Deux scènes qui m'ont tout particulièrement marquées, et me semblent contenir le message profond délivré par Wiseman.
La première où cette femme quasi centenaire se plaint auprès de ses camarades de la solitude de sa vie. Elle en parle non pas pour trouver une solution, mais comme elle le dit elle même pour se soulager de ce sentiment, pour rompre l'isolement, pour profiter d'un moment de partage, si rare pour elle. L'une de ses interlocutrices (je dirais d'origine russe à l'accent) lui rétorque qu'elle est riche, elle devrait donc "s'acheter" des amis, tout du moins des personnes qui viendraient converser avec elle.
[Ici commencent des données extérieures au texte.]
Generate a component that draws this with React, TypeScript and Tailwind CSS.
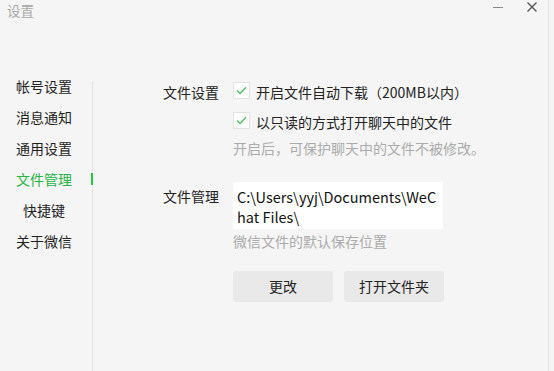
import React from "react";

const font = { fontFamily: '"Noto Sans CJK SC", "Noto Sans", sans-serif' };

function Check() {
  return (
    <span className="mt-[1px] flex h-[17px] w-[17px] shrink-0 items-center justify-center border border-[#e2e2e2] bg-white">
      <svg width="11" height="9" viewBox="0 0 11 9" fill="none">
        <path d="M1 4.5 L4 7.5 L10 1.2" stroke="#4cc05a" strokeWidth="1.4" />
      </svg>
    </span>
  );
}

export default function App() {
  const nav = ["帐号设置", "消息通知", "通用设置", "文件管理", "快捷键", "关于微信"];
  return (
    <div className="flex h-[371px] w-[554px] bg-[#f5f5f5] text-[14px] text-[#333]" style={font}>
      <div className="flex h-full w-[549px] flex-col border-r border-[#e4e4e4]">
        <div className="flex h-[70px] items-start justify-between">
          <span className="pl-[7px] pt-[1px] text-[13.5px] leading-[18px] text-[#a8a8a8]">设置</span>
          <div className="flex items-start">
            <span className="mr-[24px] mt-[7px] h-px w-[10px] bg-[#8a8a8a]" />
            <svg className="mr-[11px] mt-[2px]" width="10" height="10" viewBox="0 0 10 10">
              <path d="M0.5 0.5 L9.5 9.5 M9.5 0.5 L0.5 9.5" stroke="#555" strokeWidth="1.4" />
            </svg>
          </div>
        </div>
        <div className="flex flex-1">
          <div className="flex w-[92px] flex-col">
            {nav.map((n) => (
              <div key={n} className="relative flex h-[31px] items-center">
                <span
                  className={
                    "ml-[16px] w-[56px] text-center leading-[20px] " +
                    (n === "文件管理" ? "text-[#27b343]" : "text-[#1f1f1f]")
                  }
                >
                  {n}
                </span>
                {n === "文件管理" && (
                  <span className="absolute right-[-1px] top-[10px] h-[12px] w-[2px] bg-[#1fd12f]" />
                )}
              </div>
            ))}
          </div>
          <div className="mt-[11px] w-px bg-[#e4e4e4]" />
          <div className="flex flex-col pl-[70px] pt-[11px]">
            <div className="flex">
              <span className="w-[70px] leading-[22px] text-[#222]">文件设置</span>
              <div className="flex flex-col">
                <div className="flex h-[22px] items-start gap-[6px]">
                  <Check />
                  <span className="leading-[22px] text-[#222]">开启文件自动下载（200MB以内）</span>
                </div>
                <div className="mt-[8px] flex h-[22px] items-start gap-[6px]">
                  <Check />
                  <span className="leading-[22px] text-[#222]">以只读的方式打开聊天中的文件</span>
                </div>
                <span className="mt-[5px] leading-[20px] text-[#ababab]">开启后，可保护聊天中的文件不被修改。</span>
              </div>
            </div>
            <div className="mt-[24px] flex">
              <span className="w-[70px] pt-[4px] leading-[20px] text-[#222]">文件管理</span>
              <div className="flex flex-col">
                <div className="h-[47px] w-[210px] bg-white pl-[4px] pt-[5px] text-[14.5px] leading-[20px] text-[#111]">
                  <div>C:\Users\yyj\Documents\WeC</div>
                  <div>hat Files\</div>
                </div>
                <span className="mt-[2px] leading-[20px] text-[#ababab]">微信文件的默认保存位置</span>
                <div className="mt-[20px] flex gap-[11px]">
                  <button className="h-[31px] w-[100px] rounded-[3px] bg-[#e9e9e9] text-[#222]">更改</button>
                  <button className="h-[31px] w-[100px] rounded-[3px] bg-[#e9e9e9] text-[#222]">打开文件夹</button>
                </div>
              </div>
            </div>
          </div>
        </div>
      </div>
    </div>
  );
}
La centenaire lui répond qu'elle fait déjà appel à ce type de service, qu'on l'appelle tous les mercredis à 10h30/11h pour seulement l'écouter (c'est de la merde dit-elle très crument), l'argent ne remplace pas de véritables liens, qu'il soit de famille ou d'amitié (comme l'argent des promoteurs immobiliers bouleversera le quartier et y détruira progressivement la vie sociale, détruisant le commerce de proximité et repoussant à la périphérie la population actuelle).

La deuxième lors du sermon du prêtre, qui condamne la drogue et l'adultère comme symptômes de l'égoïsme, opposant le plaisir instantané qu'il procure avec l'absence de bonheur une fois leur effets respectifs estompés. Il y a là du starets Zosima des Frères Karamov, lui qui considère la vie comme le paradis, à la condition qu'elle soit vécue dans le partage et non dans l'égoïsme.